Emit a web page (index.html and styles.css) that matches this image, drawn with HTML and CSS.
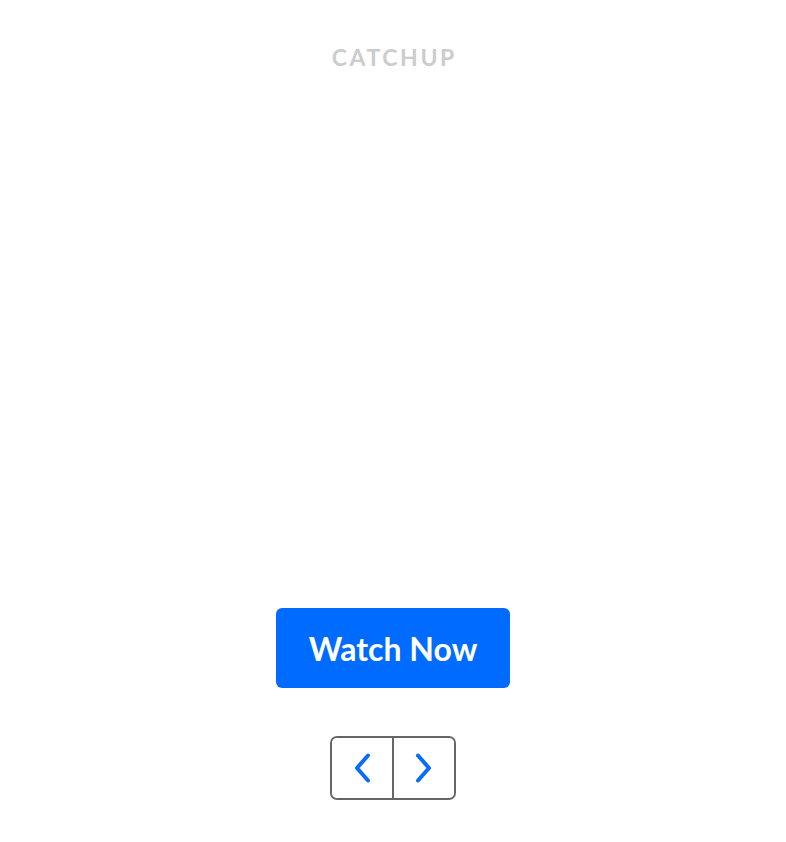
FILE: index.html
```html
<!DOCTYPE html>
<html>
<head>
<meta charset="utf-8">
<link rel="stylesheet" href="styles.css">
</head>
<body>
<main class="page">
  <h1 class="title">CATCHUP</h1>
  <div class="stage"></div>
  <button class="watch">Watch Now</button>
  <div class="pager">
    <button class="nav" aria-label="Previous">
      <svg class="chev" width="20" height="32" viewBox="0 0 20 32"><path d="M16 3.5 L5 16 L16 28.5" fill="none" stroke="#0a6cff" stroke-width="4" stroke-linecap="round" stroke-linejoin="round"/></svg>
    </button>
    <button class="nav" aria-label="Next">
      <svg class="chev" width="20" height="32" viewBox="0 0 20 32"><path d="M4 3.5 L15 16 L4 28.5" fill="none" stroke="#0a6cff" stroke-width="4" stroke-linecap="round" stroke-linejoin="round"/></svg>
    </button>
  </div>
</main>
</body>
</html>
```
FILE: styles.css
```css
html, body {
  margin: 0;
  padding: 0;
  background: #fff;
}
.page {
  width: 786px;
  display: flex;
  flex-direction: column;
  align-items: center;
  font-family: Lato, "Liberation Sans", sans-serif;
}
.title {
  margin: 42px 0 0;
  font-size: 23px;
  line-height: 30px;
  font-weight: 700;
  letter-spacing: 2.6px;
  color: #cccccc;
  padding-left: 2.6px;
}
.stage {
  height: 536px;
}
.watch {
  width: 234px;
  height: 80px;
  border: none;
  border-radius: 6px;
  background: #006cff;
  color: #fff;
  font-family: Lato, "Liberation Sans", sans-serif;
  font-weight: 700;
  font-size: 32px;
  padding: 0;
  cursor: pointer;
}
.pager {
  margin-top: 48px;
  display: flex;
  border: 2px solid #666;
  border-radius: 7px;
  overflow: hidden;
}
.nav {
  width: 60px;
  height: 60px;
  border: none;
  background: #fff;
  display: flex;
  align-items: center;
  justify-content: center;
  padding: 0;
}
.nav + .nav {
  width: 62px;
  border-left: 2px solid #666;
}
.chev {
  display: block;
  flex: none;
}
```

:: What you need to do ::
Transcribe the listing in full. Omit the pictures and keep every line exact.

:: Answer for this exercise ::
Emit a web page (index.html and styles.css) that matches this image, drawn with HTML and CSS.
FILE: index.html
```html
<!DOCTYPE html>
<html>
<head>
<meta charset="utf-8">
<link rel="stylesheet" href="styles.css">
</head>
<body>
<main class="page">
  <h1 class="title">CATCHUP</h1>
  <div class="stage"></div>
  <button class="watch">Watch Now</button>
  <div class="pager">
    <button class="nav" aria-label="Previous">
      <svg class="chev" width="20" height="32" viewBox="0 0 20 32"><path d="M16 3.5 L5 16 L16 28.5" fill="none" stroke="#0a6cff" stroke-width="4" stroke-linecap="round" stroke-linejoin="round"/></svg>
    </button>
    <button class="nav" aria-label="Next">
      <svg class="chev" width="20" height="32" viewBox="0 0 20 32"><path d="M4 3.5 L15 16 L4 28.5" fill="none" stroke="#0a6cff" stroke-width="4" stroke-linecap="round" stroke-linejoin="round"/></svg>
    </button>
  </div>
</main>
</body>
</html>
```
FILE: styles.css
```css
html, body {
  margin: 0;
  padding: 0;
  background: #fff;
}
.page {
  width: 786px;
  display: flex;
  flex-direction: column;
  align-items: center;
  font-family: Lato, "Liberation Sans", sans-serif;
}
.title {
  margin: 42px 0 0;
  font-size: 23px;
  line-height: 30px;
  font-weight: 700;
  letter-spacing: 2.6px;
  color: #cccccc;
  padding-left: 2.6px;
}
.stage {
  height: 536px;
}
.watch {
  width: 234px;
  height: 80px;
  border: none;
  border-radius: 6px;
  background: #006cff;
  color: #fff;
  font-family: Lato, "Liberation Sans", sans-serif;
  font-weight: 700;
  font-size: 32px;
  padding: 0;
  cursor: pointer;
}
.pager {
  margin-top: 48px;
  display: flex;
  border: 2px solid #666;
  border-radius: 7px;
  overflow: hidden;
}
.nav {
  width: 60px;
  height: 60px;
  border: none;
  background: #fff;
  display: flex;
  align-items: center;
  justify-content: center;
  padding: 0;
}
.nav + .nav {
  width: 62px;
  border-left: 2px solid #666;
}
.chev {
  display: block;
  flex: none;
}
```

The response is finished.